2        That order contains an obvious slip and a clerical error which it is appropriate for the Court to rectify of its own motion, in accordance with Article 154(1) of the Rules of Procedure of the Court, which applies to the procedure on appeal under Article 190(1) of those rules.

On those grounds, the Court (Ninth Chamber) hereby orders:

1.      The heading preceding paragraph 20 of the order of 28 June 2018, Hochmann Marketing v EUIPO (C118/18 P, EU:C:2018:522), shall be rectified as follows:

‘Third ground of appeal, concerning the failure to take into account a judgment of the Kammergericht Berlin (Higher Regional Court, Berlin, Germany)’.
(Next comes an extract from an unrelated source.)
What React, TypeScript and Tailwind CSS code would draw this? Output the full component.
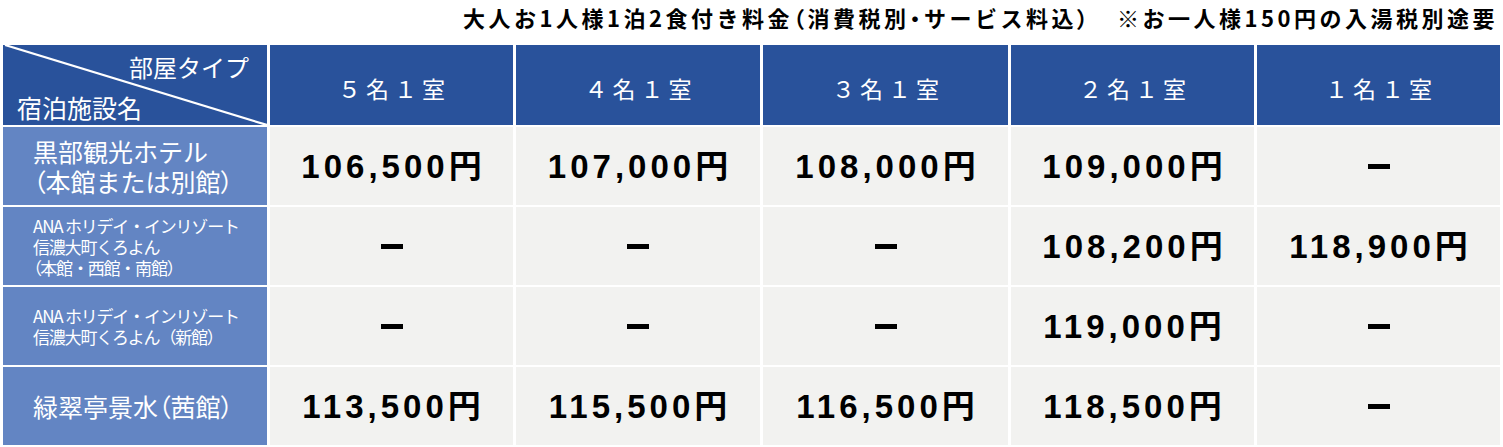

2.      Paragraph 22 of that order shall be rectified as follows:

‘In the assessment of the genuine use of an EU trade mark, the decision of a national court concerning the genuine use of a national trade mark can neither bind EUIPO nor replace EUIPO’s assessment of the evidence, and that is the case even if that national trade mark is identical to the EU trade mark. The judgment of the Kammergericht Berlin (Higher Regional Court, Berlin) does not therefore constitute a new item of evidence of genuine use of the EU trade mark that EUIPO was obliged to take into account.’

3.      Paragraph 25 of the order, in the version in the language of the case, shall be rectified as follows:

‘However, the appellant does not explain to what extent the findings of the General Court are vitiated by an error of law but, as in its action before the General Court, the appellant challenges only the Board of Appeal’s assessment of the evidence. Given that, in an appeal, the jurisdiction of the Court of Justice is confined to a review of the findings of law on the pleas argued at first instance, this ground of appeal is manifestly inadmissible.’

4.      The original of this order shall be annexed to the original of the rectified order. A note of this order shall be made in the margin of the original of the rectified order.

Luxembourg, 13 December 2018.


A. Calot Escobar

 

C. Lycourgos

Registrar

 

      Acting President


*      Language of the case: English.